È ormai sempre più evidente che una delle principali sfide che l’Italia dovrà affrontare nel suo futuro prossimo è quella che pongono le famiglie: da un lato quelle che non ci sono, perché vengono fatti sempre meno bambini, dall’altro quelle che sono costrette a lottare contro l’impoverimento e l’incertezza economica.
Una situazione tutt’altro che rosea, ma che più che spaventare deve spingerci a trovare nuove soluzioni. Un tentativo incoraggiante, a tal proposito, viene proprio dal territorio mestrino, dove sabato scorso si è tenuto il convegno “Crescere insieme”, organizzato dal Forum delle associazioni familiari del Veneto, presso il Lux della parrocchia di Carpenedo. Tra i relatori, Loris Montagner, esperto in previdenza pubblica e privata, nonché direttore regionale del Patronato Acli.
Qual è la cosa più importante che le istituzioni possono fare per sostenere le famiglie con bambini piccoli?
Prima di tutto penso che bisognerebbe capire che non esiste un solo tipo di famiglia. Le misure, perciò, andrebbero costruite insieme a chi ha una panoramica del mondo dei nuclei famigliari, dal momento che le esigenze possono cambiare molto. Sicuramente è necessario garantire alle famiglie i mezzi economici per proseguire la maternità e i primi anni di vita del bambino con tranquillità, evitando però fenomeni di discriminazione o riduzioni di diritti per i genitori lavoratori.
Inoltre, pensando alla presenza numerosa di famiglie straniere, sarebbe importante coinvolgere le loro associazioni per aumentare, ad esempio, la loro consapevolezza su diritti e sugli strumenti per integrarsi, al fine di condurli a un livello di conoscenza pari almeno a quello degli altri nuclei familiari, dato che spesso, a livello lavorativo, si tratta di nuclei fragili, più ricattabili sul piano dei diritti. Serve un intervento più attento da parte delle istituzioni.
Si parla molto del ruolo delle istituzioni pubbliche; tuttavia, dato il peso fondamentale del lavoro all’interno della pianificazione familiare, quale ruolo può avere il mondo lavorativo nella promozione della famiglia?
Nel nostro contesto, fatto di piccole e medie imprese, la nascita di un bambino non è ben vista dai datori di lavoro. Occorre cambiare questa logica, poiché gli investimenti pubblici sono sempre meno sostenibili. La ricchezza del Paese, e di conseguenza del suo sistema di welfare, è correlata alla denatalità: meno figli portano a un Paese più povero, con servizi di welfare sempre più ridotti. L’investimento allora non può più venire solo dal pubblico, ma anche dal settore privato, anche perché incrementare le possibilità di welfare familiare gestite dall’azienda fa sì che il lavoratore possa portare un valore sempre maggiore. In azienda, avere un lavoratore con figli deve diventare un patrimonio, di cui la stessa deve saper prendersi cura.

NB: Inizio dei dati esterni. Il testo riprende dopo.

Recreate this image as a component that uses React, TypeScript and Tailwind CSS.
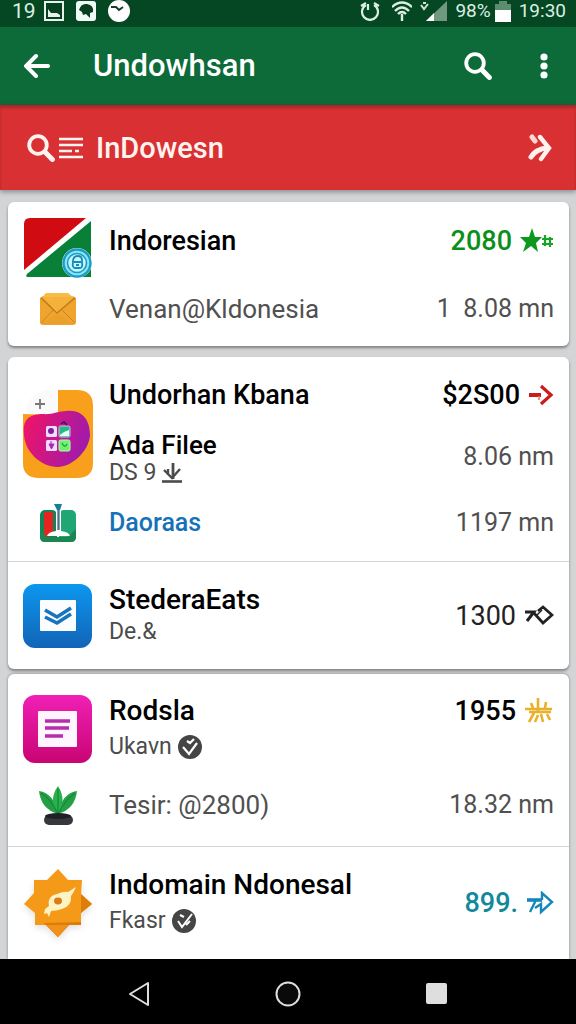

Il problema dell’inverno demografico: cosa si può fare per intervenire la tendenza?
Senz’altro la prima necessità è dare certezze di lungo periodo per chi vuole fare un figlio o anche più di uno. Le misure non possono essere a “spot”. Infatti, un figlio che nasce ha un forte impatto sul reddito familiare, perciò c’è bisogno di interventi che vadano oltre la prossima legge di bilancio. Occorre dunque pianificare sull’orizzonte dell’intera crescita di un figlio: non solo i primi mesi o i primi anni, perché i continui interventi temporanei, pur fornendo un contributo economico, non aiutano nella pianificazione familiare. Serve allora un patto per la natalità, in cui non sia solo il pubblico a intervenire, ma anche il settore privato, perché solo così si prende in mano il problema.